The Alice Wong-edited anthology Disability Visibility: First-Person Stories from the Twenty-First Century (Vintage, June 2020), which highlights disability writers and activists, contains essays, eulogies, and interviews. With a wide variety of writing styles, experiences, and content, Disability Visibility is the perfect anthology to address disability advocacy. Published just before the thirtieth anniversary of the Americans with Disabilities Act (ADA), the anthology celebrates marginalized voices while embracing living with a disability, celebrating how far we have come, and imagining a more inclusive future. Wong wants to: “[…] see more stories about the disabled experience in the present while honoring the past; […] to see more stories about everyday people rather than the usual “very important people” duly mentioned at each ADA anniversary; and […] to increase the diversity of the mainstream representation of disability, which remains very white and very male […]”
While there is a lack of representation of disability in the media, “One in five people in the United States lives with a disability,” states the back jacket of the anthology. Disability Visibility allows those who are disabled to speak for and represent themselves. Ironically, the anthology was released during the COVID-19 lockdowns, a period when disabled people saw their overlooked concerns suddenly accommodated for everyone else.
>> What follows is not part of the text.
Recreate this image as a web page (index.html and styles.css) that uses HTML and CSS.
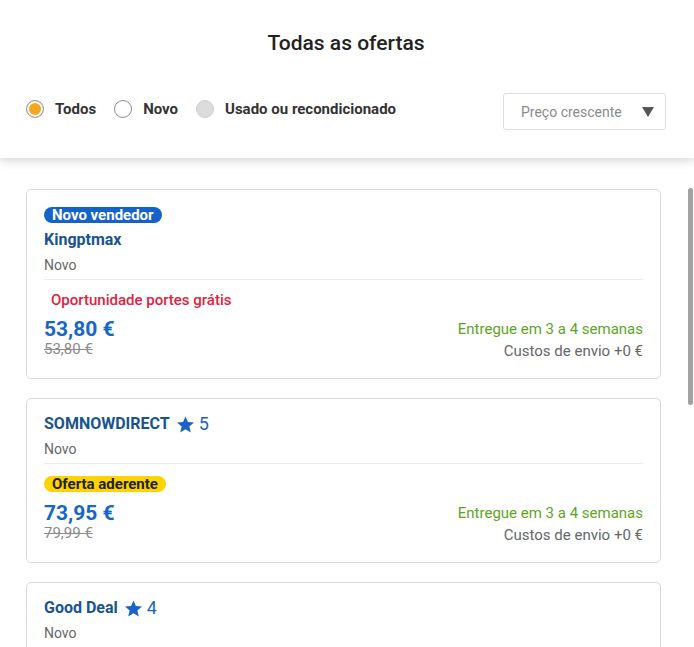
FILE: index.html
```html
<!DOCTYPE html>
<html lang="pt">
<head>
<meta charset="utf-8">
<title>Todas as ofertas</title>
<link rel="stylesheet" href="styles.css">
</head>
<body>
<div class="page">
  <header class="header">
    <h1 class="title">Todas as ofertas</h1>
    <div class="filters">
      <div class="radios">
        <label class="radio-item"><span class="radio radio-checked"></span><span class="radio-text">Todos</span></label>
        <label class="radio-item"><span class="radio"></span><span class="radio-text">Novo</span></label>
        <label class="radio-item"><span class="radio radio-disabled"></span><span class="radio-text">Usado ou recondicionado</span></label>
      </div>
      <div class="select">
        <span class="select-text">Preço crescente</span>
        <span class="select-arrow"></span>
      </div>
    </div>
  </header>

  <main class="list">
    <div class="scroll-thumb"></div>

    <article class="card">
      <div class="badge badge-blue">Novo vendedor</div>
      <div class="seller seller-first"><span class="seller-name">Kingptmax</span></div>
      <div class="condition">Novo</div>
      <div class="divider"></div>
      <div class="offer">
        <div class="offer-left">
          <div class="promo"><span class="promo-red">Oportunidade portes grátis</span></div>
          <div class="price">53,80 €</div>
          <div class="old-price">53,80 €</div>
        </div>
        <div class="offer-right">
          <div class="delivery">Entregue em 3 a 4 semanas</div>
          <div class="shipping">Custos de envio +0 €</div>
        </div>
      </div>
    </article>

    <article class="card">
      <div class="seller"><span class="seller-name">SOMNOWDIRECT</span>
        <span class="rating"><svg class="star" viewBox="0 0 24 24" width="19" height="19"><path d="M12 1.8l3.05 7.1 7.7.65-5.85 5.05 1.78 7.55L12 18.1l-6.68 4.05 1.78-7.55L1.25 9.55l7.7-.65z" fill="#1a63c6"/></svg><span class="rating-num">5</span></span>
      </div>
      <div class="condition">Novo</div>
      <div class="divider"></div>
      <div class="offer">
        <div class="offer-left">
          <div class="promo"><span class="badge badge-yellow">Oferta aderente</span></div>
          <div class="price">73,95 €</div>
          <div class="old-price">79,99 €</div>
        </div>
        <div class="offer-right">
          <div class="delivery">Entregue em 3 a 4 semanas</div>
          <div class="shipping">Custos de envio +0 €</div>
        </div>
      </div>
    </article>

    <article class="card card-last">
      <div class="seller"><span class="seller-name">Good Deal</span>
        <span class="rating"><svg class="star" viewBox="0 0 24 24" width="19" height="19"><path d="M12 1.8l3.05 7.1 7.7.65-5.85 5.05 1.78 7.55L12 18.1l-6.68 4.05 1.78-7.55L1.25 9.55l7.7-.65z" fill="#1a63c6"/></svg><span class="rating-num">4</span></span>
      </div>
      <div class="condition">Novo</div>
      <div class="divider"></div>
    </article>
  </main>
</div>
</body>
</html>
```

FILE: styles.css
```css
html, body {
  margin: 0;
  padding: 0;
}

body {
  font-family: Roboto, "Liberation Sans", Arial, sans-serif;
  background: #ffffff;
  color: #333333;
}

.page {
  display: flex;
  flex-direction: column;
  height: 647px;
  overflow: hidden;
}

.header {
  flex: none;
  height: 158px;
  box-sizing: border-box;
  padding: 31px 28px 0 26px;
  background: #ffffff;
  box-shadow: 0 3px 9px rgba(0, 0, 0, 0.16);
  position: relative;
  z-index: 2;
}

.title {
  margin: 0;
  text-align: center;
  font-size: 21px;
  line-height: 24px;
  font-weight: 500;
  color: #222222;
}

.filters {
  margin-top: 38px;
  display: flex;
  align-items: center;
  justify-content: space-between;
}

.radios {
  display: flex;
  align-items: center;
  margin-top: -6px;
}

.radio-item {
  display: flex;
  align-items: center;
  gap: 11px;
  margin-right: 18px;
}

.radio {
  width: 18px;
  height: 18px;
  box-sizing: border-box;
  border: 1px solid #8e8e8e;
  border-radius: 50%;
  background: #ffffff;
}

.radio-checked {
  background: #f5a623;
  box-shadow: inset 0 0 0 2px #ffffff;
  border-color: #999999;
}

.radio-disabled {
  background: #dcdcdc;
  border-color: #cfcfcf;
}

.radio-text {
  font-size: 15px;
  font-weight: 700;
  color: #333333;
  line-height: 18px;
}

.select {
  width: 163px;
  height: 37px;
  box-sizing: border-box;
  border: 1px solid #dddddd;
  border-radius: 3px;
  display: flex;
  align-items: center;
  justify-content: space-between;
  padding: 0 11px 0 17px;
}

.select-text {
  font-size: 14px;
  color: #8a8a8a;
}

.select-arrow {
  width: 0;
  height: 0;
  border-left: 6px solid transparent;
  border-right: 6px solid transparent;
  border-top: 10px solid #555555;
}

.list {
  flex: 1;
  overflow: hidden;
  padding: 31px 33px 40px 26px;
  position: relative;
  z-index: 1;
}

.scroll-thumb {
  position: absolute;
  top: 30px;
  right: 1px;
  width: 5px;
  height: 217px;
  border-radius: 3px;
  background: #a2a2a2;
}

.card {
  border: 1px solid #dadada;
  border-radius: 5px;
  padding: 15px 17px 16px 17px;
  margin-bottom: 19px;
  background: #ffffff;
}

.card-last {
  padding-bottom: 60px;
}

.badge {
  display: inline-block;
  font-size: 15px;
  font-weight: 700;
  line-height: 16px;
  padding: 0 8px;
  border-radius: 8px;
}

.badge-blue {
  margin-top: 2px;
  background: #1663c7;
  color: #ffffff;
  display: block;
  width: max-content;
}

.badge-yellow {
  background: #fdd400;
  color: #222222;
}

.seller {
  display: flex;
  align-items: center;
  line-height: 20px;
  height: 20px;
}

.seller-first {
  margin-top: 7px;
}

.seller-name {
  font-size: 16px;
  font-weight: 700;
  color: #18548f;
}

.rating {
  display: flex;
  align-items: center;
  margin-left: 6px;
  color: #1a63c6;
  font-size: 18px;
}

.star {
  display: block;
  margin-right: 4px;
}

.condition {
  margin-top: 5px;
  font-size: 14px;
  line-height: 20px;
  color: #666666;
}

.divider {
  margin-top: 4px;
  height: 1px;
  background: #ececec;
}

.offer {
  display: flex;
  justify-content: space-between;
  align-items: flex-end;
}

.offer-left {
  margin-bottom: 5px;
}

.promo {
  margin-top: 10px;
  line-height: 20px;
  height: 20px;
  display: flex;
  align-items: center;
}

.promo-red {
  padding-left: 7px;
  font-size: 15px;
  font-weight: 500;
  color: #e2223c;
}

.price {
  margin-top: 7px;
  font-size: 21px;
  line-height: 24px;
  font-weight: 700;
  color: #1766c6;
}

.old-price {
  font-size: 15px;
  line-height: 16px;
  color: #8a8a8a;
  text-decoration: line-through;
}

.offer-right {
  text-align: right;
  font-size: 15px;
  line-height: 22px;
}

.delivery {
  color: #5da51e;
}

.shipping {
  color: #666666;
}
```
I live with juvenile rheumatoid arthritis, which means my chronic illness and the immune suppression it causes is invisible. Long ago, I figured out being immunocompromised means, at times, altering certain activities due to being at an increased risk for becoming seriously ill from common illnesses which would not affect others, such as the common cold. Currently, the coronavirus is forcing healthy, non-immunosuppressed individuals to alter their lives by canceling trips, avoiding crowds, wearing a mask, and forcing many able-bodied individuals to experience what immunosuppressed individuals experience daily. The collective uncertainty everyone is feeling is how immunocompromised individuals feel every time there is a measles or flu outbreak. In the anthology, s.e. smith writes about uneasiness. Smith states, “It must be an unsettling experience, to be invited into our space. To be on the other side of the access divide.” Although smith’s story centers on Descent, a wheelchair dance piece choreographed by Alice Sheppard and Laurel Lawson, the statement is applicable to our current situation. Coronavirus has given everyone a glimpse of the access divide.
Those with disabilities are pushed further behind the access line. Add the intersections of race, gender, economic status, and sexuality and the line is further out of reach. Among other disadvantages, those who are disabled can be denied medical care and ventilators, which violates both Section 504 of the Americans with Disabilities Act and basic human compassion; some cannot social distance from caregivers; and others are rightfully distressed when they see accommodations being granted that they were denied — working from home or zooming classes, for example.
Even those, like myself, who have never lived in a world without the ADA have had accommodations dismissed as too disruptive, not feasible, or because a disability is invisible. My hope is that the ease in which accommodations were made for everyone during the last year translates into greater accommodation access for the disabled. Yet, if my wish for the future does not come true, it is a consolation to know that the writers and activists published in Disability Visibility have created an inclusive community which will continue to fight for equality. Society needs to hear the voices of disabled writers in all genres. This anthology is a step towards that goal as each piece included has a strong unique voice making the varying perspectives on disability paint a full and all-encompassing view of those living with disabilities.
Disability Visibility succeeds in allowing authors to evaluate their disabilities, to examine how others treat them, and to appraise how they treat themselves. Each anthologized piece flows deep with self-reflection, leading to contemplation on how to change the unique barriers each person faces in society. A particularly poignant moment occurs in Keah Brown’s essay, “Nurturing Black Disabled Joy.” On finding joy Brown writes: “The reality of disability and joy means accepting that not every day is good but everyday has openings for small pockets of joy […] Instead of saying what I hated about myself, I spoke aloud what I liked about myself. In doing this, hope and joy became precious, sacred, a singular and collective journey […] I shared my journey with the world because I wanted them all to know that who I am becoming is only possible because of who I was, and that is what makes it so beautiful.”
Like Brown’s critically honest introspection, Disability Visibility breaks down barriers and preconceived notions. There could be no better time for Disability Visibility to hit the shelves than during the pandemic. Wong’s collection confers visibility to those who society often deems invisible.